**Given data**
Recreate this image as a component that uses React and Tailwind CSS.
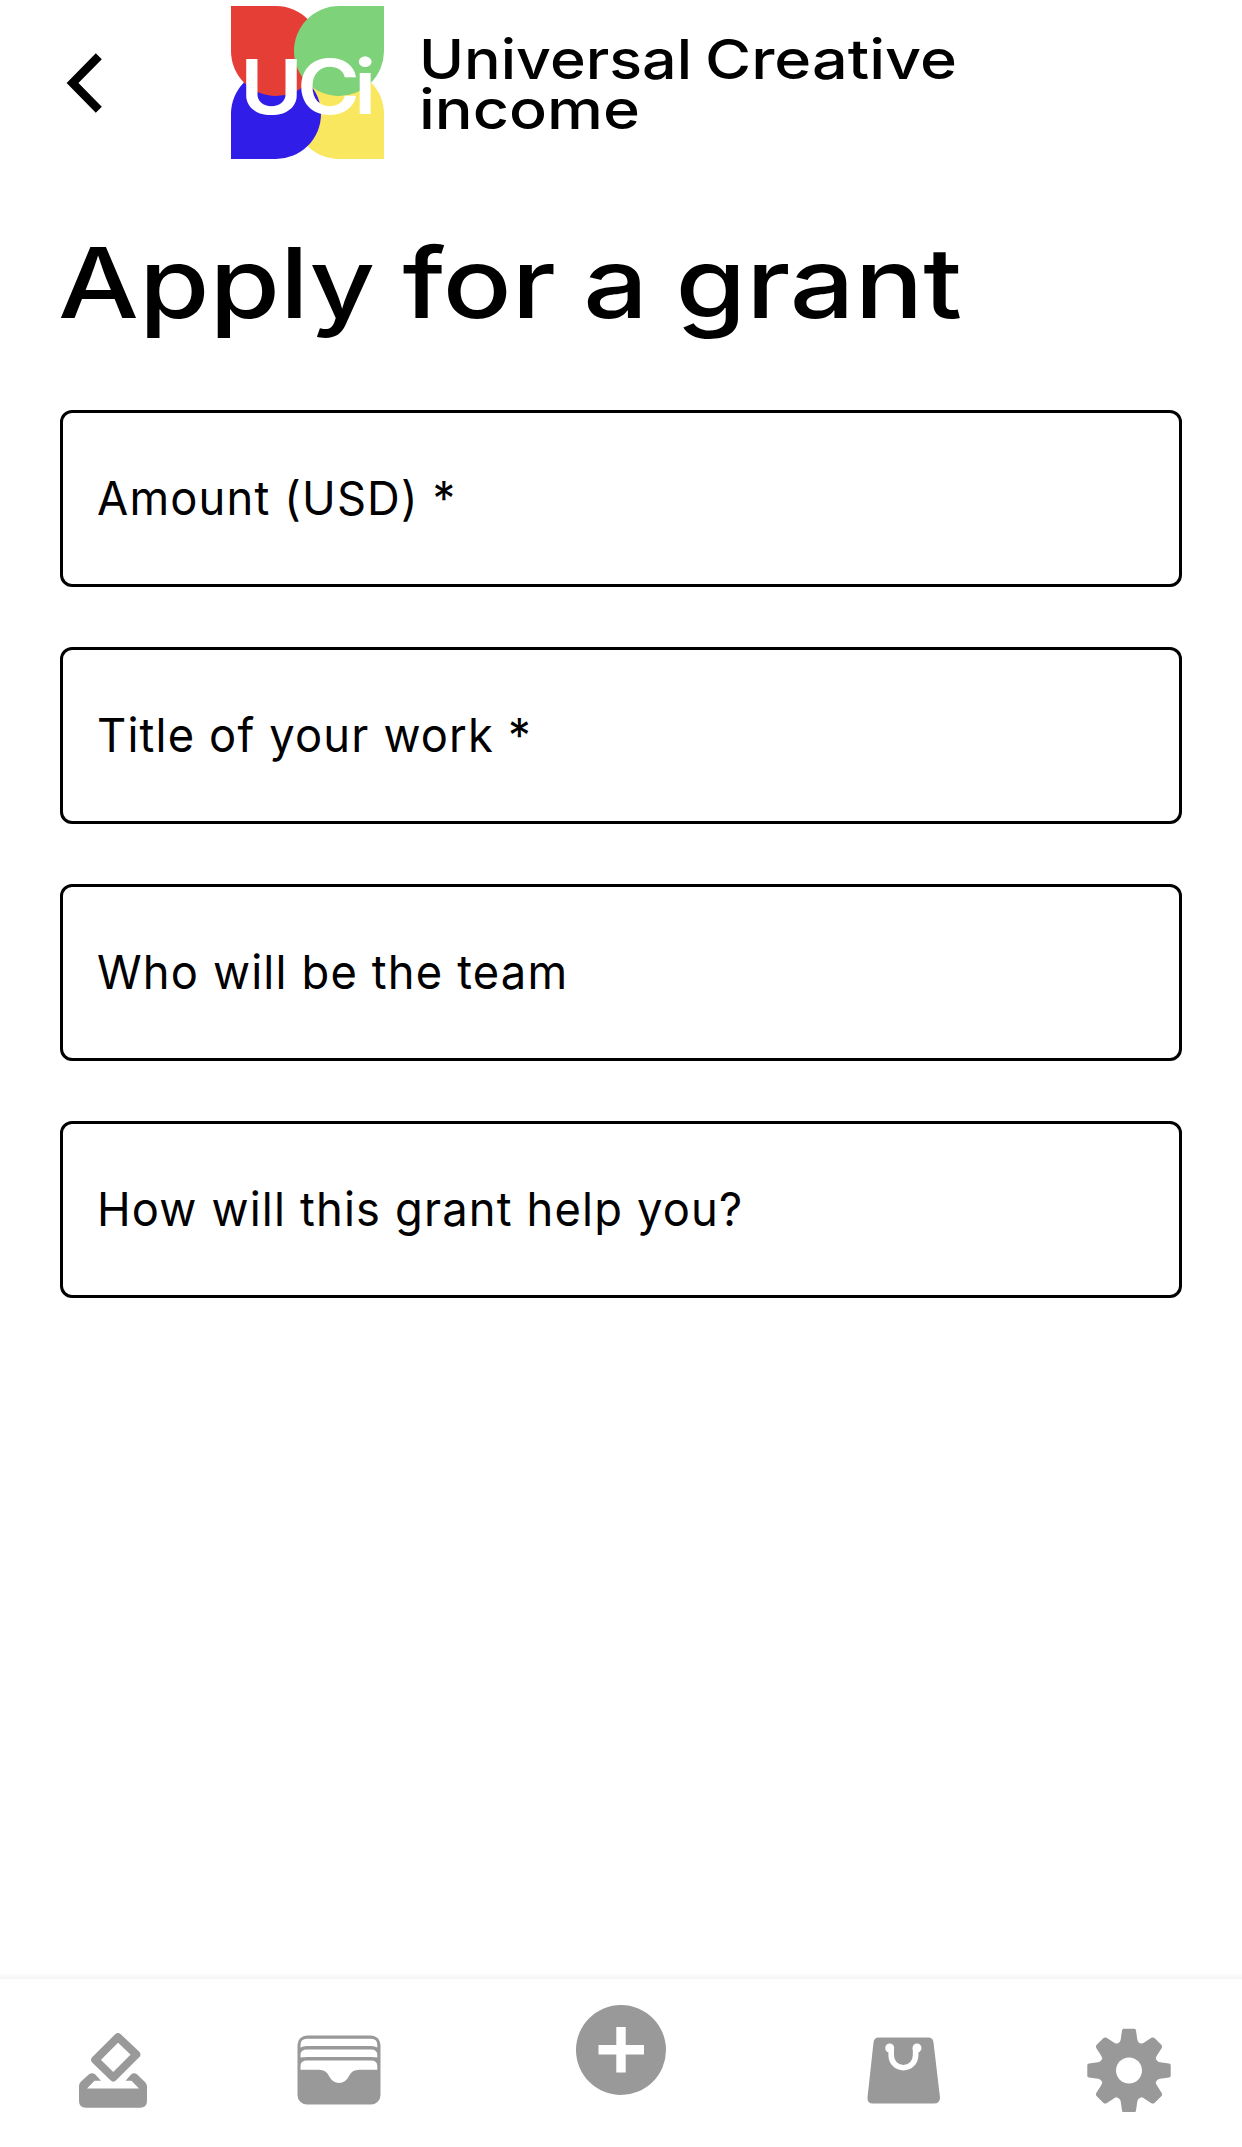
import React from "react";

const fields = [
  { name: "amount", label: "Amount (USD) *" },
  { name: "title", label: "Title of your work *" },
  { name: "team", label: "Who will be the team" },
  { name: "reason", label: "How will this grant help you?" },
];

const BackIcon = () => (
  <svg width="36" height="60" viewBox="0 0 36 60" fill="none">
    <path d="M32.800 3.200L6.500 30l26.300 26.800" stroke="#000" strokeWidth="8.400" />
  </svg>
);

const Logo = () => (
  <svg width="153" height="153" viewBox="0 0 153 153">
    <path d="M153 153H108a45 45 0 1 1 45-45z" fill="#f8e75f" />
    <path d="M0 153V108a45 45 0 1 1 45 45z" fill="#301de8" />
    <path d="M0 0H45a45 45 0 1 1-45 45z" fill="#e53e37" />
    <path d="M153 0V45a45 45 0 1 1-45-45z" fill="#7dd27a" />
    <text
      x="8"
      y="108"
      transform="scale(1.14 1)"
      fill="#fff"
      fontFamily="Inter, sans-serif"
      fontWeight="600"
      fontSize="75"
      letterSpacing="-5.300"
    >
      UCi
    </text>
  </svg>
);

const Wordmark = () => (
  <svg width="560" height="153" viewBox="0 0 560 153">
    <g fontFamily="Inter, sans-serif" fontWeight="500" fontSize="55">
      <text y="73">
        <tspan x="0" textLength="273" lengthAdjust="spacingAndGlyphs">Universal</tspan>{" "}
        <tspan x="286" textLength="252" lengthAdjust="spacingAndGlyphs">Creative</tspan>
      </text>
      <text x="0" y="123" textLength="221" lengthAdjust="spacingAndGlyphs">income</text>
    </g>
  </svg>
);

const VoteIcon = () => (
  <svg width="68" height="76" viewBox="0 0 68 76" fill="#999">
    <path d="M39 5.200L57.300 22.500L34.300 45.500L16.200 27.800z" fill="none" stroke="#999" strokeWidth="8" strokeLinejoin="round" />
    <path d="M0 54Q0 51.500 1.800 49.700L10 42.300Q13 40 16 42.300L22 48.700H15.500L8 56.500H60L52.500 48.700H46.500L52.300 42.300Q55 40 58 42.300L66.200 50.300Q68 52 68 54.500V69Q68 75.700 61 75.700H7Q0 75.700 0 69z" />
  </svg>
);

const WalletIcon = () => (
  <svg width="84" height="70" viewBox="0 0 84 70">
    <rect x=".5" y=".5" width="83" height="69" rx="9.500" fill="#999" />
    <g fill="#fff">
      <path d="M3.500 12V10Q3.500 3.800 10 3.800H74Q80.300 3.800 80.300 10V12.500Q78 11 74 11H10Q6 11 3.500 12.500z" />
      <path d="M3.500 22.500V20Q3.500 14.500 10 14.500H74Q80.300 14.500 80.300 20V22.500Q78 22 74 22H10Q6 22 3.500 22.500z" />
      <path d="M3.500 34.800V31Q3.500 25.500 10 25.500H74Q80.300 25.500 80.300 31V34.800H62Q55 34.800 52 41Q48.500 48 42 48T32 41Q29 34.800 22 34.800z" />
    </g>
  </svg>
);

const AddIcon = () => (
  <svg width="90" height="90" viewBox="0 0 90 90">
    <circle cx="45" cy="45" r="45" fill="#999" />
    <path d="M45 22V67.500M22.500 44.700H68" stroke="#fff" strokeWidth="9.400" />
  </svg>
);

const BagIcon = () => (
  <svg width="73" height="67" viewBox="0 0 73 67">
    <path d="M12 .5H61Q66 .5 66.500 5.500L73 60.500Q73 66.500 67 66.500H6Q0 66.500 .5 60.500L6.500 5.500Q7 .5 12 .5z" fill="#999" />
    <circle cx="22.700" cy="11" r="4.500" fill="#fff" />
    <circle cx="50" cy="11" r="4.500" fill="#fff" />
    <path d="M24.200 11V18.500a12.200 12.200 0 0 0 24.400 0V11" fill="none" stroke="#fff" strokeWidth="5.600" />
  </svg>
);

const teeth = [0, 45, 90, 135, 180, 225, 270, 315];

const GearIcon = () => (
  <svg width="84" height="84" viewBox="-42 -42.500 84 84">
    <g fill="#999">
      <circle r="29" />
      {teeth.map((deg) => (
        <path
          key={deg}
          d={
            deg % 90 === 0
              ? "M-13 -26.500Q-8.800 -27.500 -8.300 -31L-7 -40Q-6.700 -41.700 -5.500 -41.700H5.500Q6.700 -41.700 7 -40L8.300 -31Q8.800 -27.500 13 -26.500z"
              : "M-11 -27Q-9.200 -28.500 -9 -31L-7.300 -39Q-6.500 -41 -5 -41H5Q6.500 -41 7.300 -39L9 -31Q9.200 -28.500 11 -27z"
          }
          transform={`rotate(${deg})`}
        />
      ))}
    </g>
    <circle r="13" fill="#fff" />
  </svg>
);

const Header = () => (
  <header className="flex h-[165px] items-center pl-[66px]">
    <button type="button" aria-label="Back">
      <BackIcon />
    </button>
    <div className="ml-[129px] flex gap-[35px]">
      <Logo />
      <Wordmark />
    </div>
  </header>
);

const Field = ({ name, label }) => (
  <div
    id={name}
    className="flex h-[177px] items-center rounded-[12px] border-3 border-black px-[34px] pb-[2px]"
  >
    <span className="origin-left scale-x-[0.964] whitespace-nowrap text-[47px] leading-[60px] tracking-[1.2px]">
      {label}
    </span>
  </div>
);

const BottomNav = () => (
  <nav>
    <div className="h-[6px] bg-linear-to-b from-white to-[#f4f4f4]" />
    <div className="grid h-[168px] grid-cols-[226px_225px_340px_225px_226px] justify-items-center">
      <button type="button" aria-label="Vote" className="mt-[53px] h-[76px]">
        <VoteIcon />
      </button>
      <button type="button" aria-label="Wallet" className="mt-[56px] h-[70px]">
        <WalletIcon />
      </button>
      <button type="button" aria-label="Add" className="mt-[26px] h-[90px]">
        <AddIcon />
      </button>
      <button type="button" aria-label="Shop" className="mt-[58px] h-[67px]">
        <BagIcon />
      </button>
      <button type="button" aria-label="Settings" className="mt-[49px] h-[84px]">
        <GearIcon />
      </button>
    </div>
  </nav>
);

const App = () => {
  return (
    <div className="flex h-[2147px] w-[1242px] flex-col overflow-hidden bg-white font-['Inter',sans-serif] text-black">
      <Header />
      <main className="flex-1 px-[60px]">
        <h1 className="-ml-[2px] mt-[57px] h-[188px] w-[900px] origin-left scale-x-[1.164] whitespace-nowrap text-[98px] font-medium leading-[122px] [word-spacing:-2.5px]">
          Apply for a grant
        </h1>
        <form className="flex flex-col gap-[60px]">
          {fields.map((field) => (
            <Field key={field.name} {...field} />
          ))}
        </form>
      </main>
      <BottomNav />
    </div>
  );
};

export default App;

**Written task**
Without the pictures, output the full listing exactly as it stands.

**The completed task**
Recreate this image as a component that uses React and Tailwind CSS.
import React from "react";

const fields = [
  { name: "amount", label: "Amount (USD) *" },
  { name: "title", label: "Title of your work *" },
  { name: "team", label: "Who will be the team" },
  { name: "reason", label: "How will this grant help you?" },
];

const BackIcon = () => (
  <svg width="36" height="60" viewBox="0 0 36 60" fill="none">
    <path d="M32.800 3.200L6.500 30l26.300 26.800" stroke="#000" strokeWidth="8.400" />
  </svg>
);

const Logo = () => (
  <svg width="153" height="153" viewBox="0 0 153 153">
    <path d="M153 153H108a45 45 0 1 1 45-45z" fill="#f8e75f" />
    <path d="M0 153V108a45 45 0 1 1 45 45z" fill="#301de8" />
    <path d="M0 0H45a45 45 0 1 1-45 45z" fill="#e53e37" />
    <path d="M153 0V45a45 45 0 1 1-45-45z" fill="#7dd27a" />
    <text
      x="8"
      y="108"
      transform="scale(1.14 1)"
      fill="#fff"
      fontFamily="Inter, sans-serif"
      fontWeight="600"
      fontSize="75"
      letterSpacing="-5.300"
    >
      UCi
    </text>
  </svg>
);

const Wordmark = () => (
  <svg width="560" height="153" viewBox="0 0 560 153">
    <g fontFamily="Inter, sans-serif" fontWeight="500" fontSize="55">
      <text y="73">
        <tspan x="0" textLength="273" lengthAdjust="spacingAndGlyphs">Universal</tspan>{" "}
        <tspan x="286" textLength="252" lengthAdjust="spacingAndGlyphs">Creative</tspan>
      </text>
      <text x="0" y="123" textLength="221" lengthAdjust="spacingAndGlyphs">income</text>
    </g>
  </svg>
);

const VoteIcon = () => (
  <svg width="68" height="76" viewBox="0 0 68 76" fill="#999">
    <path d="M39 5.200L57.300 22.500L34.300 45.500L16.200 27.800z" fill="none" stroke="#999" strokeWidth="8" strokeLinejoin="round" />
    <path d="M0 54Q0 51.500 1.800 49.700L10 42.300Q13 40 16 42.300L22 48.700H15.500L8 56.500H60L52.500 48.700H46.500L52.300 42.300Q55 40 58 42.300L66.200 50.300Q68 52 68 54.500V69Q68 75.700 61 75.700H7Q0 75.700 0 69z" />
  </svg>
);

const WalletIcon = () => (
  <svg width="84" height="70" viewBox="0 0 84 70">
    <rect x=".5" y=".5" width="83" height="69" rx="9.500" fill="#999" />
    <g fill="#fff">
      <path d="M3.500 12V10Q3.500 3.800 10 3.800H74Q80.300 3.800 80.300 10V12.500Q78 11 74 11H10Q6 11 3.500 12.500z" />
      <path d="M3.500 22.500V20Q3.500 14.500 10 14.500H74Q80.300 14.500 80.300 20V22.500Q78 22 74 22H10Q6 22 3.500 22.500z" />
      <path d="M3.500 34.800V31Q3.500 25.500 10 25.500H74Q80.300 25.500 80.300 31V34.800H62Q55 34.800 52 41Q48.500 48 42 48T32 41Q29 34.800 22 34.800z" />
    </g>
  </svg>
);

const AddIcon = () => (
  <svg width="90" height="90" viewBox="0 0 90 90">
    <circle cx="45" cy="45" r="45" fill="#999" />
    <path d="M45 22V67.500M22.500 44.700H68" stroke="#fff" strokeWidth="9.400" />
  </svg>
);

const BagIcon = () => (
  <svg width="73" height="67" viewBox="0 0 73 67">
    <path d="M12 .5H61Q66 .5 66.500 5.500L73 60.500Q73 66.500 67 66.500H6Q0 66.500 .5 60.500L6.500 5.500Q7 .5 12 .5z" fill="#999" />
    <circle cx="22.700" cy="11" r="4.500" fill="#fff" />
    <circle cx="50" cy="11" r="4.500" fill="#fff" />
    <path d="M24.200 11V18.500a12.200 12.200 0 0 0 24.400 0V11" fill="none" stroke="#fff" strokeWidth="5.600" />
  </svg>
);

const teeth = [0, 45, 90, 135, 180, 225, 270, 315];

const GearIcon = () => (
  <svg width="84" height="84" viewBox="-42 -42.500 84 84">
    <g fill="#999">
      <circle r="29" />
      {teeth.map((deg) => (
        <path
          key={deg}
          d={
            deg % 90 === 0
              ? "M-13 -26.500Q-8.800 -27.500 -8.300 -31L-7 -40Q-6.700 -41.700 -5.500 -41.700H5.500Q6.700 -41.700 7 -40L8.300 -31Q8.800 -27.500 13 -26.500z"
              : "M-11 -27Q-9.200 -28.500 -9 -31L-7.300 -39Q-6.500 -41 -5 -41H5Q6.500 -41 7.300 -39L9 -31Q9.200 -28.500 11 -27z"
          }
          transform={`rotate(${deg})`}
        />
      ))}
    </g>
    <circle r="13" fill="#fff" />
  </svg>
);

const Header = () => (
  <header className="flex h-[165px] items-center pl-[66px]">
    <button type="button" aria-label="Back">
      <BackIcon />
    </button>
    <div className="ml-[129px] flex gap-[35px]">
      <Logo />
      <Wordmark />
    </div>
  </header>
);

const Field = ({ name, label }) => (
  <div
    id={name}
    className="flex h-[177px] items-center rounded-[12px] border-3 border-black px-[34px] pb-[2px]"
  >
    <span className="origin-left scale-x-[0.964] whitespace-nowrap text-[47px] leading-[60px] tracking-[1.2px]">
      {label}
    </span>
  </div>
);

const BottomNav = () => (
  <nav>
    <div className="h-[6px] bg-linear-to-b from-white to-[#f4f4f4]" />
    <div className="grid h-[168px] grid-cols-[226px_225px_340px_225px_226px] justify-items-center">
      <button type="button" aria-label="Vote" className="mt-[53px] h-[76px]">
        <VoteIcon />
      </button>
      <button type="button" aria-label="Wallet" className="mt-[56px] h-[70px]">
        <WalletIcon />
      </button>
      <button type="button" aria-label="Add" className="mt-[26px] h-[90px]">
        <AddIcon />
      </button>
      <button type="button" aria-label="Shop" className="mt-[58px] h-[67px]">
        <BagIcon />
      </button>
      <button type="button" aria-label="Settings" className="mt-[49px] h-[84px]">
        <GearIcon />
      </button>
    </div>
  </nav>
);

const App = () => {
  return (
    <div className="flex h-[2147px] w-[1242px] flex-col overflow-hidden bg-white font-['Inter',sans-serif] text-black">
      <Header />
      <main className="flex-1 px-[60px]">
        <h1 className="-ml-[2px] mt-[57px] h-[188px] w-[900px] origin-left scale-x-[1.164] whitespace-nowrap text-[98px] font-medium leading-[122px] [word-spacing:-2.5px]">
          Apply for a grant
        </h1>
        <form className="flex flex-col gap-[60px]">
          {fields.map((field) => (
            <Field key={field.name} {...field} />
          ))}
        </form>
      </main>
      <BottomNav />
    </div>
  );
};

export default App;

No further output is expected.